A Sexta Turma do STJ, no julgamento do Habeas Corpus nº 598.051/SP, de relatoria do Ministro Rogério Schietti Cruz, estabeleceu que, para que o consentimento seja considerado válido, ele deve ser documentado por meio de gravações em vídeo e áudio, que comprovem que o morador aprovou livremente, sem qualquer tipo de coação ou constrangimento.

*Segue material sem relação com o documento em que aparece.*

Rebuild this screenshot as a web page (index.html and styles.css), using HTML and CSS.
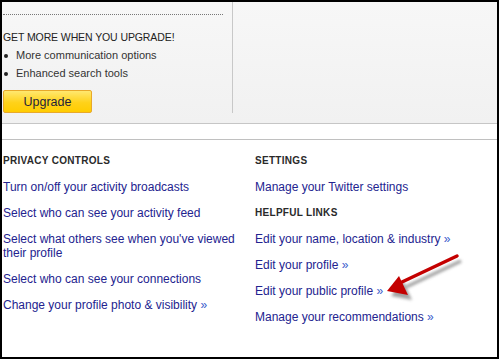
FILE: index.html
```html
<!DOCTYPE html>
<html lang="en">

<head>
  <meta charset="UTF-8">
  <meta name="viewport" content="width=device-width, initial-scale=1.0">
  <title>Account Settings</title>
  <link rel="stylesheet" href="styles.css">
</head>

<body>
  <div class="frame">
    <div class="upsell">
      <div class="upsell-main">
        <div class="dots"></div>
        <h2 class="upsell-title">GET MORE WHEN YOU UPGRADE!</h2>
        <ul class="perks">
          <li>More communication options</li>
          <li>Enhanced search tools</li>
        </ul>
        <button class="upgrade">Upgrade</button>
      </div>
    </div>

    <div class="links">
      <div class="col col-left">
        <h3>PRIVACY CONTROLS</h3>
        <a href="#">Turn on/off your activity broadcasts</a>
        <a href="#">Select who can see your activity feed</a>
        <a href="#">Select what others see when you've viewed their profile</a>
        <a href="#">Select who can see your connections</a>
        <a href="#">Change your profile photo &amp; visibility <span class="more">&raquo;</span></a>
      </div>
      <div class="col">
        <h3>SETTINGS</h3>
        <a href="#">Manage your Twitter settings</a>
        <h3>HELPFUL LINKS</h3>
        <a href="#">Edit your name, location &amp; industry <span class="more">&raquo;</span></a>
        <a href="#">Edit your profile <span class="more">&raquo;</span></a>
        <a href="#">Edit your public profile <span class="more">&raquo;</span></a>
        <a href="#">Manage your recommendations <span class="more">&raquo;</span></a>
      </div>
    </div>

    <!-- annotation arrow pointing at the public profile link -->
    <svg class="arrow" width="499" height="359" viewBox="0 0 499 359">
      <defs>
        <filter id="soft" x="-20%" y="-20%" width="140%" height="140%">
          <feGaussianBlur stdDeviation="1.6" />
        </filter>
      </defs>
      <g transform="translate(4 5)" fill="#8a8a8a" stroke="#8a8a8a" filter="url(#soft)" opacity="0.8">
        <line x1="457" y1="256" x2="402" y2="282" stroke-width="3.5" />
        <polygon points="387,291 399,276 408,295" stroke="none" />
      </g>
      <g fill="#c40000" stroke="#c40000">
        <line x1="457" y1="256" x2="402" y2="282" stroke-width="3.5" stroke-linecap="round" />
        <polygon points="387,291 399,276 408,295" stroke="none" />
      </g>
    </svg>
  </div>
</body>

</html>
```

FILE: styles.css
```css
body {
  margin: 0;
  background-color: #fff;
  font-family: "Liberation Sans", Arial, sans-serif;
}

.frame {
  position: relative;
  width: 499px;
  height: 359px;
  border: 2px solid #000;
  box-sizing: border-box;
  background-color: #fff;
}

.upsell {
  display: flex;
  height: 122px;
  border-bottom: 1px solid #c6c6c6;
  box-sizing: border-box;
  background: linear-gradient(#f7f7f7, #f1f1f1);
}

.upsell-main {
  width: 231px;
  height: 111px;
  padding: 0 9px 0 1px;
  border-right: 1px solid #c8c8c8;
  box-sizing: border-box;
}

.dots {
  margin-top: 12px;
  border-top: 1px dotted #777;
}

.upsell-title {
  margin: 14px 0 1px;
  font-size: 10.5px;
  font-weight: normal;
  letter-spacing: -0.1px;
  line-height: 16px;
  color: #222;
}

.perks {
  margin: 0;
  padding: 0;
  list-style: none;
}

.perks li {
  position: relative;
  padding-left: 13px;
  font-size: 11px;
  line-height: 18px;
  color: #333;
}

.perks li::before {
  content: "";
  position: absolute;
  left: 1px;
  top: 8px;
  width: 4px;
  height: 4px;
  border-radius: 50%;
  background-color: #222;
}

.upgrade {
  display: block;
  width: 89px;
  height: 23px;
  margin-top: 8px;
  padding: 0;
  border: 1px solid #e8a92a;
  border-radius: 2px;
  background: linear-gradient(#ffe870, #ffd21a 55%, #ffcc00);
  font-family: inherit;
  font-size: 12.5px;
  color: #1e1e3a;
  cursor: pointer;
}

.links {
  display: flex;
  margin-top: 15px;
  padding: 14px 0 0 1px;
  border-top: 1px solid #c0c0c0;
}

.col {
  display: flex;
  flex-direction: column;
  align-items: flex-start;
  gap: 12px;
}

.col-left {
  width: 252px;
}

.col h3 {
  margin: 0;
  font-size: 10px;
  font-weight: bold;
  letter-spacing: 0.3px;
  line-height: 14px;
  color: #2a2a2a;
}

.col a {
  font-size: 12px;
  line-height: 14px;
  color: #23238f;
  text-decoration: none;
}

.col a .more {
  color: #3a5ccc;
}

.arrow {
  position: absolute;
  left: -2px;
  top: -2px;
  pointer-events: none;
}
```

Essa diretriz é essencial para garantir a veracidade do consentimento e proteger o direito constitucional à inviolabilidade do domicílio. Não é raro que policiais aleguem que o cidadão autorizou a entrada, mas, sem documentação adequada, essa alegação pode ser facilmente questionada. A ausência de registro audiovisual levanta sérias dúvidas sobre a voluntariedade e a autenticidade do consentimento. Além disso, o STJ determina que, sempre que possível, a permissão deve ser registrada por escrito e na presença de testemunhas - o que traz mais transparência e segurança ao procedimento.
O ministro Rogério Schietti, no voto do referido habeas corpus, ressaltou que o consentimento “precisa ser inequívoco, específico e conscientemente dado, não contaminado por qualquer truculência ou coerção”. Portanto, caso haja uma situação semelhante, lembre-se de que o ônus da prova sobre a legalidade da entrada no domicílio recai sobre o Estado.
É preciso lutar por direitos
Em casos que os direitos são violados pela entrada forçada da polícia em casa sem um mandado judicial, existem caminhos para lutar contra essa ilegalidade. A residência é um local preservado, e isso não pode ser relativizado sem uma justificativa muito clara e concreta.
O Brasil é um país que se orgulha de ser um Estado Democrático de Direito, onde as garantias fundamentais devem ser respeitadas em todas as circunstâncias. O Judiciário, em paralelo, tem se mostrado um importante aliado na proteção da inviolabilidade do domicílio e no combate aos abusos de autoridade. A intimidação não pode se sobressair. É preciso adquirir conhecimento, buscar apoio jurídico e lutar pela segurança dos direitos humanos. A casa é e deve ser reconhecida como um asilo inviolável.